OSHA Criminal Referrals Reach 14-Year High

Amid increasing signs that OSHA is ramping up enforcement against what it considers "bad actors," the agency referred a total of 18 cases to the Department of Justice (DOJ) for criminal prosecution during 2003 and 2004, a level not seen since 1990-1991.

A 2-year period is more indicative of trends in OSHA's criminal referral record, because the number often fluctuates greatly from year to year.

The agency also recently released and posted on its Web site a new compliance directive for OSHA officials engaged in fatality and catastrophic investigations (Instruction CPL 02-00-137).

The new instruction replaces a previous document issued in March 2003, contains a number of what it calls "significant changes," and states that, "the agency places a very high priority on fatality and catastrophe investigations, which demand a high degree of sensitivity and investigative accuracy." OSHA defines a catastrophe as a work-related event that sends at least three employees to the hospital.

Although the numbers of criminal referrals is up, it is too soon to tell whether the increase will lead to more convictions. So far, DOJ has handed down indictments in one of the 18 cases and decided not to prosecute eight others; no decision has yet been made on the remaining nine cases, according to information supplied by OSHA. In previous years, DOJ has typically declined to prosecute almost half the cases referred to it by OSHA.

The OSH Act provides criminal penalties for an employer who is convicted of having willfully violated an OSHA standard, rule or order when the violation results in the death of an employee.

While the outcomes of the new referrals are not yet clear, the new enforcement instruction contains other signs that OSHA is attempting to improve the way it handles cases in which the employer may be criminally responsible.
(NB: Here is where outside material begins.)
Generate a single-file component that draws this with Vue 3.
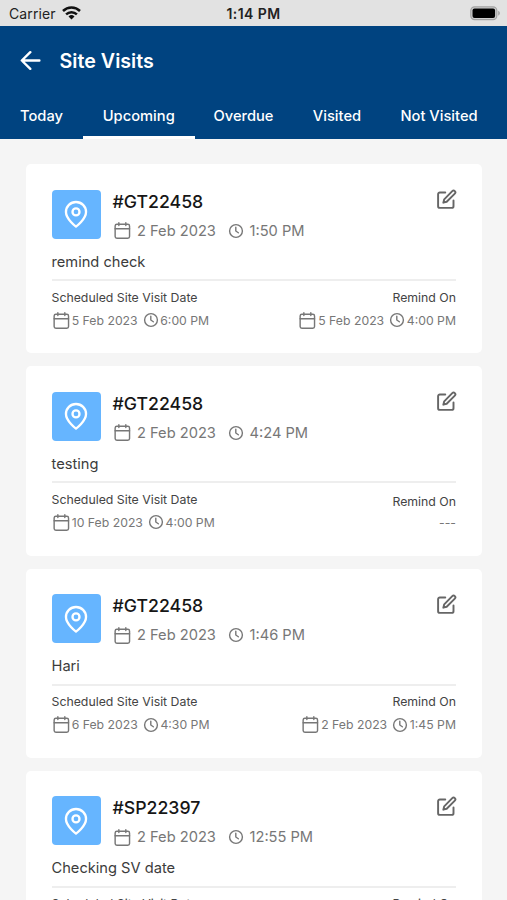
<script setup>
import { h } from 'vue'

const stroke = (size, width, children) =>
  h('svg', {
    width: size, height: size, viewBox: '0 0 24 24', fill: 'none', stroke: 'currentColor',
    'stroke-width': width, 'stroke-linecap': 'round', 'stroke-linejoin': 'round'
  }, children)

const CalendarIcon = () => stroke(19, 1.8, [
  h('rect', { x: 2.7, y: 4, width: 18.2, height: 17.8, rx: 2.2 }),
  h('path', { d: 'M2.7 9.8h18.2M7.4 2.2v3.4M16.2 2.2v3.4' })
])
const ClockIcon = () => stroke(16, 2.1, [
  h('circle', { cx: 12, cy: 12, r: 9.6 }),
  h('path', { d: 'M11.7 6.3V12l3.8 2.6' })
])
const PinIcon = () => stroke(28, 2, [
  h('path', { d: 'M20.6 10.3c0 6.1-8.6 12.5-8.6 12.5S3.4 16.4 3.4 10.3a8.6 8.6 0 0 1 17.2 0z' }),
  h('circle', { cx: 12, cy: 10.2, r: 3 })
])
const EditIcon = () => stroke(21, 2.2, [
  h('path', { d: 'M10.6 4H4.4a2 2 0 0 0-2 2v13.6a2 2 0 0 0 2 2H18a2 2 0 0 0 2-2v-6.4' }),
  h('path', { d: 'M18.6 2.4a2.05 2.05 0 0 1 2.9 2.9l-9.3 9.3-3.8 1 1-3.8z' })
])

const tabs = ['Today', 'Upcoming', 'Overdue', 'Visited', 'Not Visited']
const active = 'Upcoming'
const visits = [
  { id: '#GT22458', date: '2 Feb 2023', time: '1:50 PM', note: 'remind check', visit: ['5 Feb 2023', '6:00 PM'], remind: ['5 Feb 2023', '4:00 PM'] },
  { id: '#GT22458', date: '2 Feb 2023', time: '4:24 PM', note: 'testing', visit: ['10 Feb 2023', '4:00 PM'], remind: null },
  { id: '#GT22458', date: '2 Feb 2023', time: '1:46 PM', note: 'Hari', visit: ['6 Feb 2023', '4:30 PM'], remind: ['2 Feb 2023', '1:45 PM'] },
  { id: '#SP22397', date: '2 Feb 2023', time: '12:55 PM', note: 'Checking SV date', visit: ['6 Feb 2023', '4:30 PM'], remind: ['5 Feb 2023', '4:00 PM'] }
]
</script>

<template>
  <div class="screen">
    <div class="status">
      <div class="carrier">
        <span>Carrier</span>
        <svg width="19" height="14" viewBox="0 0 19 14" fill="none" stroke="#111" stroke-width="2.5">
          <path d="M1 5a12.2 12.2 0 0 1 17 0" />
          <path d="M4.1 8.3a7.8 7.8 0 0 1 10.8 0" />
          <path d="M9.5 13.4 6.5 10.4a4.3 4.3 0 0 1 6 0z" fill="#111" stroke="none" />
        </svg>
      </div>
      <span class="now">1:14 PM</span>
      <svg class="battery" width="31" height="15" viewBox="0 0 31 15">
        <rect x="0.8" y="0.8" width="26" height="12.8" rx="3.8" fill="#d0d0d0" stroke="#a2a2a2" stroke-width="1.2" />
        <rect x="2.5" y="2.5" width="22.6" height="9.4" rx="2" fill="#000" />
        <path d="M28.2 4.8c2.2.8 2.2 4 0 4.8z" fill="#a2a2a2" />
      </svg>
    </div>
    <header class="header">
      <div class="bar">
        <svg width="22" height="20" viewBox="0 0 22 20" fill="none" stroke="#fff" stroke-width="2.4" stroke-linecap="round" stroke-linejoin="round">
          <path d="M19.4 9.5H2M10.3 1.2 1.8 9.5l8.5 8.3" />
        </svg>
        <h1>Site Visits</h1>
      </div>
      <nav class="tabs">
        <span v-for="t in tabs" :key="t" class="tab" :class="{ on: t === active }">{{ t }}</span>
      </nav>
    </header>
    <main class="list">
      <article v-for="(v, i) in visits" :key="i" class="card">
        <div class="head">
          <div class="tile"><PinIcon /></div>
          <div class="info">
            <div class="id">{{ v.id }}</div>
            <div class="when">
              <CalendarIcon /><span class="date">{{ v.date }}</span>
              <ClockIcon /><span class="time">{{ v.time }}</span>
            </div>
          </div>
          <div class="edit"><EditIcon /></div>
        </div>
        <p class="note">{{ v.note }}</p>
        <div class="rule"></div>
        <div class="foot">
          <div class="col">
            <div class="label">Scheduled Site Visit Date</div>
            <div class="slot"><CalendarIcon /><span class="date">{{ v.visit[0] }}</span><ClockIcon /><span class="time">{{ v.visit[1] }}</span></div>
          </div>
          <div class="col right" :class="{ empty: !v.remind }">
            <div class="label">Remind On</div>
            <div v-if="v.remind" class="slot"><CalendarIcon /><span class="date">{{ v.remind[0] }}</span><ClockIcon /><span class="time">{{ v.remind[1] }}</span></div>
            <div v-else class="slot">---</div>
          </div>
        </div>
      </article>
    </main>
  </div>
</template>

<style>
body { margin: 0; overflow: hidden; }
</style>
<style scoped>
.screen { width: 507px; height: 900px; overflow: hidden; background: #f5f5f5; font-family: Inter, "Liberation Sans", sans-serif; display: flex; flex-direction: column; }
.status { flex: none; height: 25.5px; background: #e2e2e2; display: grid; grid-template-columns: 1fr auto 1fr; align-items: center; padding: 2px 6px 0 9px; box-sizing: border-box; color: #222; }
.carrier { display: flex; align-items: center; gap: 6px; font-size: 14px; letter-spacing: 0.1px; }
.carrier svg { margin-top: -2px; }
.now { font-size: 14px; font-weight: 600; letter-spacing: 0.4px; margin-right: 3px; }
.battery { justify-self: end; }
.header { flex: none; height: 113.5px; background: #004380; color: #fff; display: flex; flex-direction: column; justify-content: space-between; }
.bar { display: flex; align-items: center; gap: 17.5px; padding: 20px 0 0 20px; height: 30px; }
h1 { margin: 0; font-size: 19.7px; line-height: 28px; font-weight: 600; }
.tabs { display: flex; height: 47px; }
.tab { flex: none; box-sizing: border-box; width: 111.5px; padding-top: 3px; border-bottom: 3px solid transparent; display: flex; align-items: center; justify-content: center; font-size: 14.7px; font-weight: 500; white-space: nowrap; }
.tab:nth-child(1) { width: 83px; }
.tab:nth-child(3) { width: 98px; }
.tab:nth-child(4) { width: 89px; }
.tab:nth-child(5) { width: 115px; }
.tab.on { border-bottom-color: #fff; }
.list { display: flex; flex-direction: column; gap: 13px; padding: 25px 25.5px 0 26px; }
.card { flex: none; box-sizing: border-box; height: 189.3px; padding: 25.5px 25.5px 0; background: #fff; border-radius: 5px; }
.head { display: flex; height: 49px; }
.tile { width: 49px; height: 49px; border-radius: 4px; background: #66b5ff; color: #fff; display: flex; align-items: center; justify-content: center; }
.info { margin-left: 12px; flex: 1; }
.id { font-size: 17.7px; line-height: 24px; font-weight: 500; color: #161616; white-space: nowrap; }
.when { display: flex; align-items: center; height: 20px; margin-top: 7px; font-size: 14.65px; color: #777; white-space: nowrap; }
.when .date { width: 79px; margin: 0 11.5px 0 5.5px; }
.when .time { margin-left: 6px; }
.edit { color: #666; width: 20px; height: 21px; margin-top: -0.5px; }
svg { flex: none; display: block; }
.note { margin: 13px 0 0; font-size: 14.65px; line-height: 20px; color: #3c3c3c; }
.rule { height: 2px; margin-top: 7.5px; background: #eee; }
.foot { display: flex; justify-content: space-between; margin-top: 8.5px; }
.label { font-size: 12.3px; line-height: 16px; color: #444; white-space: nowrap; }
.slot { display: flex; align-items: center; height: 20px; margin-top: 4.5px; font-size: 12.25px; color: #777; white-space: nowrap; }
.slot .date { margin: 0 5px 0 1.2px; }
.slot .time { margin-left: 1.6px; }
.right { display: flex; flex-direction: column; align-items: flex-end; }
.empty .label { margin-top: 2px; }
.empty .slot { margin-top: 2.5px; }
</style>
The instruction confirms comments made by Solicitor of Labor Howard Radzely at the American Bar Association's OSHA committee meeting in March that the Department of Labor is going beyond the OSH Act -- and increasingly cooperating with EPA's more robust enforcement program -- to mount criminal prosecutions against employers.

For example, the new OSHA document states that employers may face prosecution for a number of other sections of the United States Code, including, but not limited to:

  • Crimes and Criminal Procedures, for actions such as conspiracy, making false statements, fraud, obstruction of justice, and destruction, alteration or falsification of records during a federal investigation;
  • The Clean Water Act;
  • The Clean Air Act;
  • The Resource Recovery and Conservation Act;
  • The Comprehensive Environmental Response, Compensation, and Liability Act.

Expanding the number of statutes used in criminal cases may increase not only the number, but also the severity, of OSHA criminal prosecutions. Under the OSH Act, when a worker is killed, employers can only be charged with a misdemeanor, but violating environmental and fraud laws can lead to felony convictions.

The new compliance guidance also identifies the following significant changes from past practice with respect to fatality/catastrophe investigations:

  • Appropriate training for OSHA personnel is identified;
  • Specific witness interview procedures are presented;
  • Additional information on recording fatality-related data and tracking investigations is provided;
  • Provisions regarding fatality/catastrophe investigations and their relationship with other OSHA programs have been added;
  • Questions concerning OSHA's jurisdiction are addressed.